I WAS going to write about the year that was when I realized that we are entering another decade.

I know. Where did the time go? How could 10 years be so fleeting? Which might explain why I don’t remember much of what happened between 2010 and 2015. However, 2016 was memorable. That was the year the mayor of Davao City was elected President of the country. But I’m getting ahead of myself.

Don’t get me wrong. I am aware of several important events that transpired during this period. Just don’t ask me when these took place exactly because I wouldn’t be able to give you an answer even if my life depended on it.

Two things spring to mind, though.

How could I ever forget about the earthquakes? Yes, there was more than one. And, if my memory serves me right, these happened one year apart. I can look it up on the internet but that would be cheating. But here’s what I remember.

The first major one happened while I was already awake. That meant it must have taken place past 9 a.m. because I hardly wake up before that time.

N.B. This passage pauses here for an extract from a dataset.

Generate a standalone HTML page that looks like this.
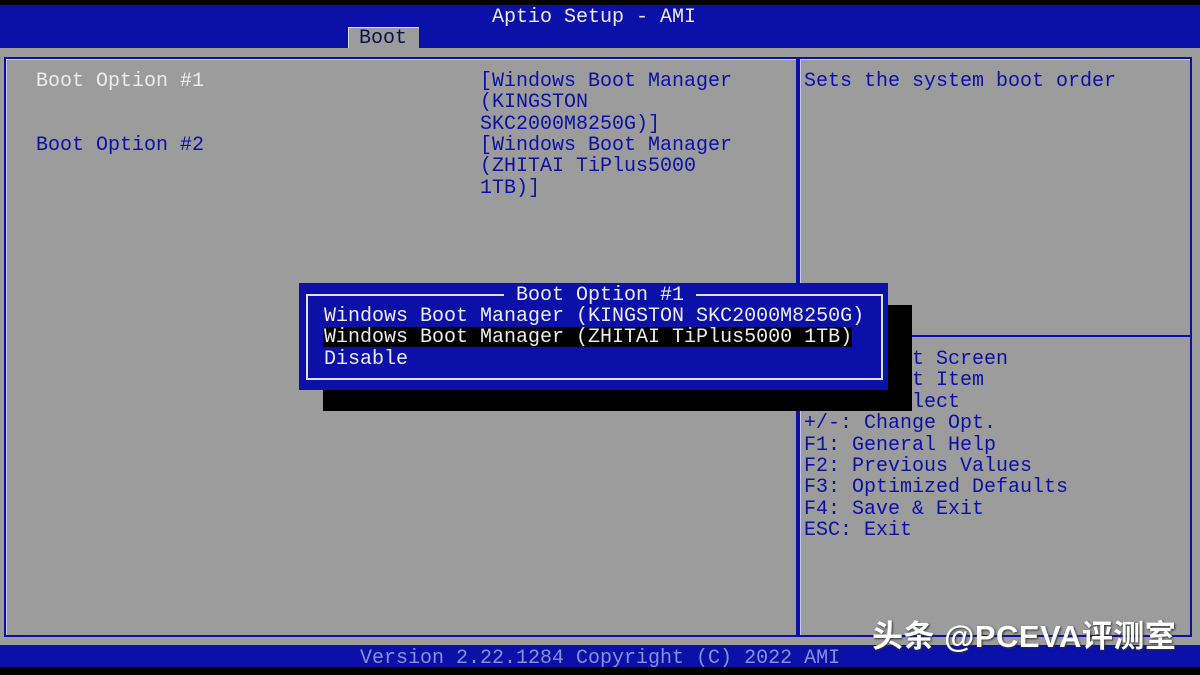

I was coming out of the bathroom at our house in Sto. Niño Village in Banilad when I thought a big truck—I mean a really big truck, humongous—had pulled over outside. The tremors I didn’t feel immediately. It was the sound that was disconcerting. A sort of rumbling that invaded my auditory senses; a natural sense-surround with the volume cranked up that didn’t seem to stop but seemed to get louder and louder as the seconds passed.

Later that day, I was at the Cebu Normal University. Don’t ask me what I was doing there. As I said, my memory of the early years of the decade is lost in a fog of denial that I had just turned 40.

Now, if you’re going to ask me how old I am I wrote last month that I had just turned 50. You do the math. I, for one, have stopped counting. As they say, age is but a number. One that I would rather keep locked in some vault buried several miles underground.

But where was I? Oh yes. The earthquake. The first one.

I heard a commotion outside. I looked out of the window and saw people, many people, along Jones Ave., heading towards the Capitol area. They seemed to be in a hurry.

What happened next was one for the history books. I guess you could say that the early part of the decade was full of calamities. The following year, another more powerful and more devastating earthquake struck. That happened in October. Then a month after, two days before my birthday, super typhoon Yolanda made landfall.

Maybe it’s not that I don’t remember much of what happened in the last 10 years. Perhaps it has more to do with me wanting to forget.